Opinión
CAMILO JOSÉ CELA CONDE
¿Más ricos?
A medida que la discusión en las Cortes del proyecto de reforma del Estatuto catalán se acerca, y los ánimos se enconan, aparece una forma particular de reacción. A quienes sostienen que el futuro de las instituciones catalanas -o vascas- ha de decidirse en Barcelona -o Vitoria- y a aquéllos que auguran la destrucción de España -que tal vez sea lo mismo, pero no de manera necesaria- se les suma una tercera forma de ver las cosas que resulta como poco curiosa. Han ido surgiendo voces que, en principio hostiles a la reforma promovida desde la Generalitat, juegan al rojo y al negro a la vez en esta mesa de ruleta. Reclaman para los demás el mismo techo de competencias que logre rebañar el proyecto del Estatut a lo largo de su paso por el Congreso de los Diputados. El de curioso es el adjetivo que mejor le cuadra a lo que, tenido por demoníaco, se convierte en deseable sin más que ganar carta de realidad. Luego dirán que no somos pragmáticos.
Lo más destacable de esa postura de juego a todas las bazas es el argumento con el que se reclaman cosas como la parte del león de los impuestos. Es sabido que la mayor parte del dinero recaudado se va a Madrid, al Ministerio de Hacienda, desde donde se reparte luego por medio de la ley de los presupuestos generales del Estado. Desde hace siglos es ése el mecanismo de puesta en marcha de la justicia distributiva, al margen de que la forma concreta de la distribución sea más o menos justa y razonable. Pues bien, está cundiendo la especie de que, si en un determinado territorio -Cataluña o cualquier otro- esos impuestos no siguiesen el mecanismo de ida y vuelta, entonces los ciudadanos de tal territorio serían más ricos.

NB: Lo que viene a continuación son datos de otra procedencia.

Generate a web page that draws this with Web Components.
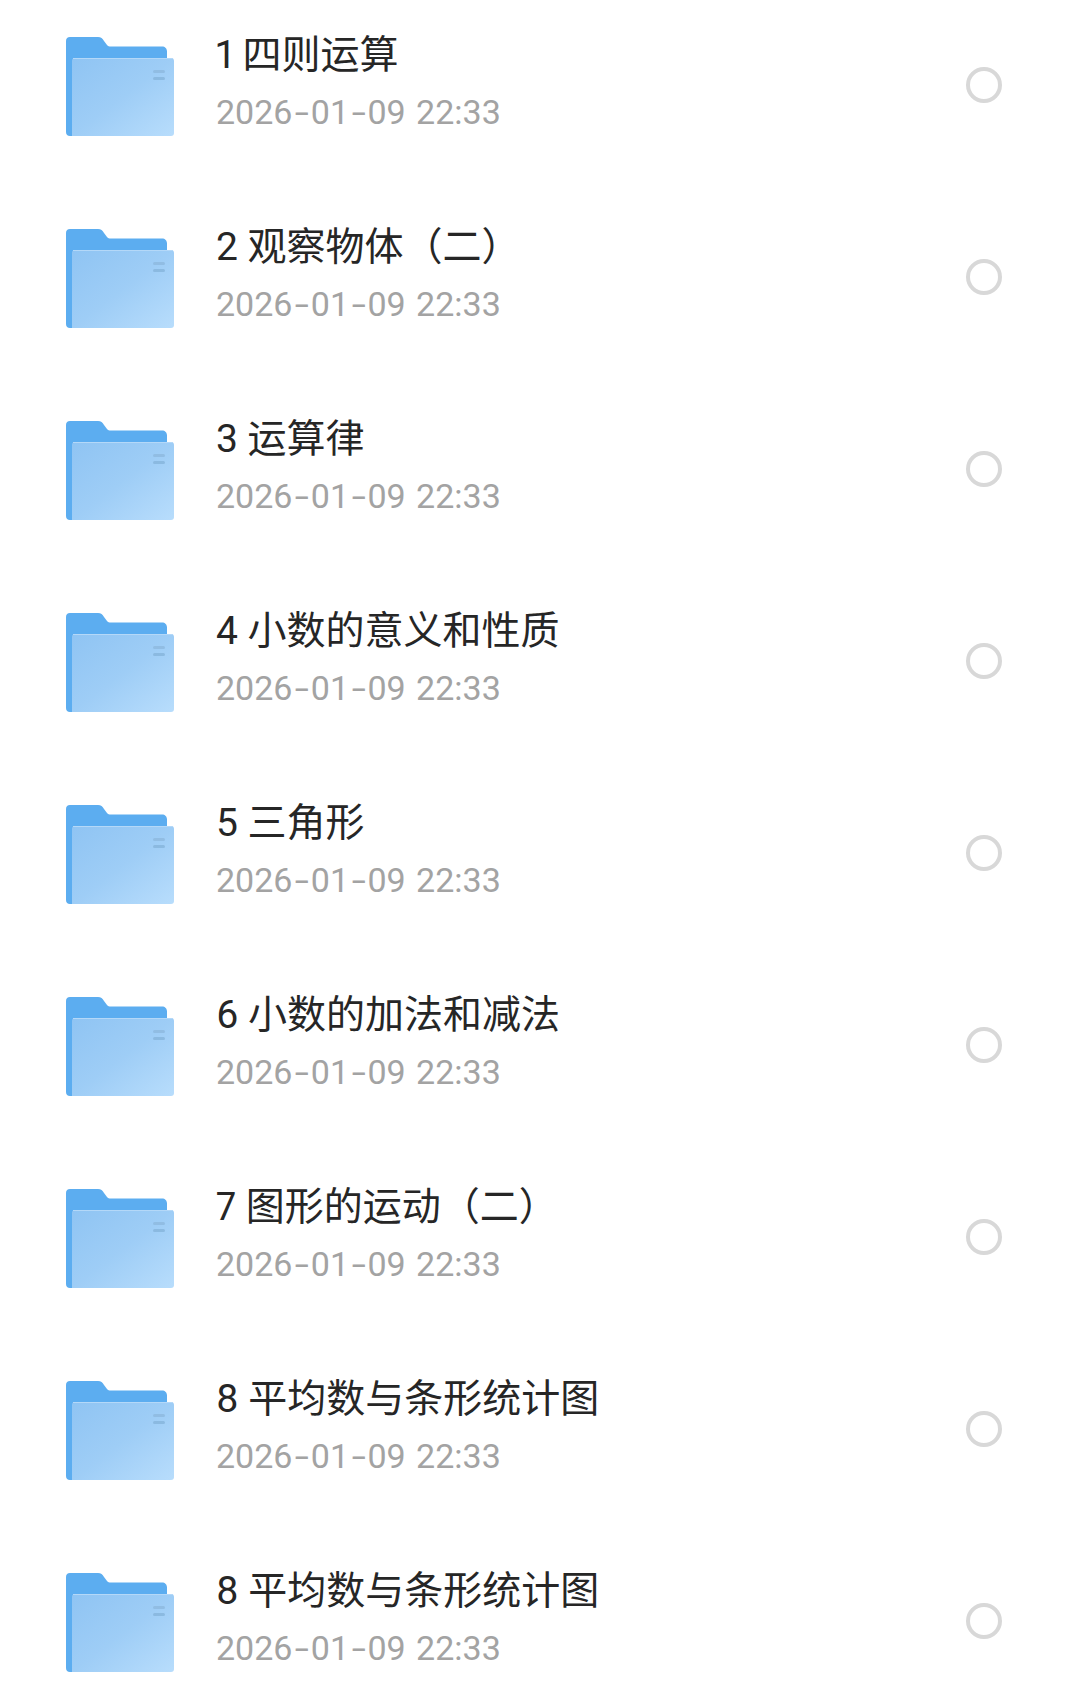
<!DOCTYPE html>
<html lang="zh">
<head>
<meta charset="utf-8">
<title>文件列表</title>
<style>
    html, body { margin: 0; height: 100%; overflow: hidden; background: #fff; }
</style>
</head>
<body>
<file-list>
    <file-row name="1 四则运算" time="2026-01-09 22:33"></file-row>
    <file-row name="2 观察物体（二）" time="2026-01-09 22:33"></file-row>
    <file-row name="3 运算律" time="2026-01-09 22:33"></file-row>
    <file-row name="4 小数的意义和性质" time="2026-01-09 22:33"></file-row>
    <file-row name="5 三角形" time="2026-01-09 22:33"></file-row>
    <file-row name="6 小数的加法和减法" time="2026-01-09 22:33"></file-row>
    <file-row name="7 图形的运动（二）" time="2026-01-09 22:33"></file-row>
    <file-row name="8 平均数与条形统计图" time="2026-01-09 22:33"></file-row>
    <file-row name="8 平均数与条形统计图" time="2026-01-09 22:33"></file-row>
</file-list>
<script>
/**
 * Folder icon with the darker back sheet and the pale front sheet.
 */
class FolderIcon extends HTMLElement {
    static count = 0;
    constructor() {
        super();
        this.attachShadow({mode: 'open'});
    }
    connectedCallback() {
        const id = 'front' + FolderIcon.count++;
        this.shadowRoot.innerHTML = `
            <style>
                :host { display: block; width: 108px; height: 99px; flex: none; }
                svg { display: block; }
            </style>
            <svg width="108" height="99" viewBox="0 0 108 99">
                <defs>
                    <linearGradient id="${id}" x1="0" y1="0" x2="1" y2="1">
                        <stop offset="0" stop-color="#8fc4f3"/>
                        <stop offset="0.5" stop-color="#9ecdf6"/>
                        <stop offset="1" stop-color="#b8ddfc"/>
                    </linearGradient>
                </defs>
                <path d="M4 0H32C35 0 36.500 1.500 38 4L41 8C42 9 43 9.500 45 9.500H96C99 9.500 101 11.500 101 14.500V30H6V99H4C1.500 99 0 97.500 0 95V4C0 1.500 1.500 0 4 0Z" fill="#5cadf0"/>
                <path d="M9 21H105C107 21 108 22 108 24V96C108 98 107 99 105 99H6V24C6 22 7 21 9 21Z" fill="url(#${id})"/>
                <path d="M7 21.500H107" stroke="#b4d8f8" stroke-width="1"/>
                <rect x="87" y="33" width="12" height="3" rx="1.500" fill="#8db9de" opacity="0.8"/>
                <rect x="87" y="40" width="12" height="3" rx="1.500" fill="#86b4db" opacity="0.8"/>
            </svg>
        `;
    }
}

/**
 * One row of the list: icon, name, time and the round selector.
 */
class FileRow extends HTMLElement {
    constructor() {
        super();
        this.attachShadow({mode: 'open'});
    }
    connectedCallback() {
        // the hyphens of the time are wider in this font than in Roboto
        const time = this.getAttribute('time').replaceAll('-', '<span class="dash">-</span>');
        this.shadowRoot.innerHTML = `
            <style>
                :host {
                    display: flex;
                    align-items: center;
                    box-sizing: border-box;
                    height: 192px;
                    padding: 37px 71px 56px 66px;
                }
                .text {
                    flex: 1;
                    display: flex;
                    flex-direction: column;
                    gap: 13px;
                    margin-left: 42px;
                    margin-top: -7px;
                }
                .name {
                    font: 400 39px/44px Roboto, "Noto Sans CJK SC", sans-serif;
                    font-variant-numeric: proportional-nums;
                    color: #262626;
                }
                .time {
                    font: 400 34px/44px Roboto, "Noto Sans CJK SC", sans-serif;
                    color: #a3a3a3;
                    word-spacing: 2px;
                }
                .dash {
                    display: inline-block;
                    margin: 0 4.500px;
                    transform: scaleX(1.500);
                }
                .check {
                    box-sizing: border-box;
                    width: 36px;
                    height: 36px;
                    border: 4px solid #d8d8d8;
                    border-radius: 50%;
                    margin-top: -3px;
                }
            </style>
            <folder-icon></folder-icon>
            <div class="text">
                <div class="name">${this.getAttribute('name')}</div>
                <div class="time">${time}</div>
            </div>
            <div class="check"></div>
        `;
    }
}

/**
 * The list that holds all rows.
 */
class FileList extends HTMLElement {
    constructor() {
        super();
        this.attachShadow({mode: 'open'});
        this.shadowRoot.innerHTML = `
            <style>
                :host { display: block; height: 1691px; overflow: hidden; background: #fff; }
            </style>
            <slot></slot>
        `;
    }
}

customElements.define('folder-icon', FolderIcon);
customElements.define('file-row', FileRow);
customElements.define('file-list', FileList);
</script>
</body>
</html>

El argumento es falaz. Un contribuyente en particular será más o menos rico en la medida en que los impuestos bajen o suban y, de manera indirecta, de acuerdo con los bienes y servicios que reciba gracias al uso de los dineros públicos. Así que el hecho en sí mismo de cuál es la autoridad encargada de la gestión administrativa tiene un efecto nulo en la riqueza individual. Lo que marca la diferencia es la cantidad de impuestos que se pagan.
Aunque, claro es, también está la manera como tales impuestos se invierten. Puede que un cuarto de siglo atrás, con el Estado de las autonomías recién nacido, tuviésemos alguna esperanza de que la administración cercana lograra ser más eficaz. Para mí que, si existió, esa esperanza ya se ha perdido. Los mismos episodios de corruptelas, trampas y mentiras se suceden -no siempre, claro- en la búsqueda de la perpetuación en el cargo, con el agravante de que ahora se ven más tales vicios. A las indudables ventajas de ser administrados por personas que conocemos y nos conocen se les cruza, por desgracia, la rémora de una picaresca no sé si inevitable.
Que se quede buena parte de los impuestos en el lugar de origen ni nos hace más ricos ni nos garantiza estar mejor administrados. ¿A santo de qué, entonces, tanta esperanza o recelo acerca de la reforma del Estatut catalán? Es triste tener que responder apuntando a la evidencia de que, si no es a los ciudadanos a quienes va a beneficiar el lío, será a los protagonistas directos del pulso. A aquéllos que piensan sacar bien jugosos peces del río revuelto y no se detienen a meditar en las consecuencias que podrían derivarse de tanta tensión, tantas barbaridades y tan confusos signos como los que estamos viviendo.